Кстати. Да, говорили они совсем не об этом, — но Джереми умудряется так естественно вводить в диалог эти личные вопросы, что Жан только и успевает удивляться.
— Две недели, — сухо отвечает он. Ему точно пора. — Спасибо, — он поднимается на ноги, и Джереми быстро кивает, улыбаясь. — Увидимся, — он взмахивает рукой, прежде чем выйти из номера — так и не взяв у внезапно растерявшегося Джереми гель.
Всю дорогу до своего бунгало под палящим солнцем Жан размышляет. Размышляет до того глубоко, что едва не проходит свой домик, но вовремя возвращается и наконец оказывается в прохладе за стеклянной дверью. Еще только время обеда, а он почему-то уже так ужасно устал, что падает на кровать и обнимает холодную подушку, закрывая глаза.

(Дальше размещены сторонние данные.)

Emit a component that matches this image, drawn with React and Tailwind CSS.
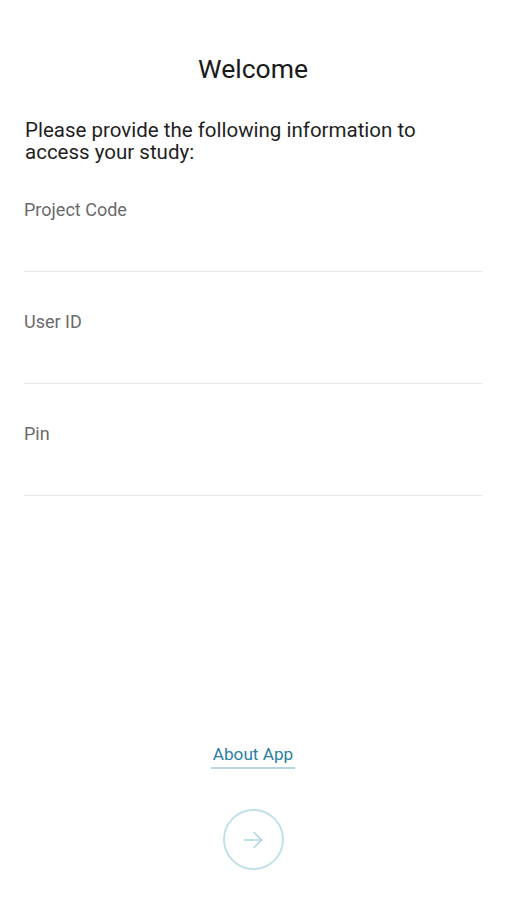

Ему не нужна любовная интрижка на десять дней. Ему не нужен чертов курортный роман, о котором он потом будет вспоминать несколько лет спустя с чувством теплой ностальгии и светлой грусти.
Потому что Жан — не из тех людей, которые на такое вообще способны.
И трахается он обычно либо без чувств совсем, просто для того, чтобы забыться, либо — когда чувств так много, что держать их в себе нет никаких сил.
Но согласиться на что-то несерьезное, что-то из серии «забавы ради»? Нет, Жан не знает, что должно случиться, чтобы он на такое решился.
Каким бы красивым ни был этот чертов Джереми.
Каким бы красивым и притягивающим взгляд ни было его тело.
Жан знает, что это плохая идея: либо он потрахается с ним и предпочтет избегать его все оставшиеся дни, а после никогда не вспоминать, либо… Что же, если он вдруг привяжется или влюбится — ему конец. Потому что он не может позволить себе влюбиться, не сейчас, когда боль от предыдущей раны ещё достаточно острая, чтобы регулярно о себе напоминать.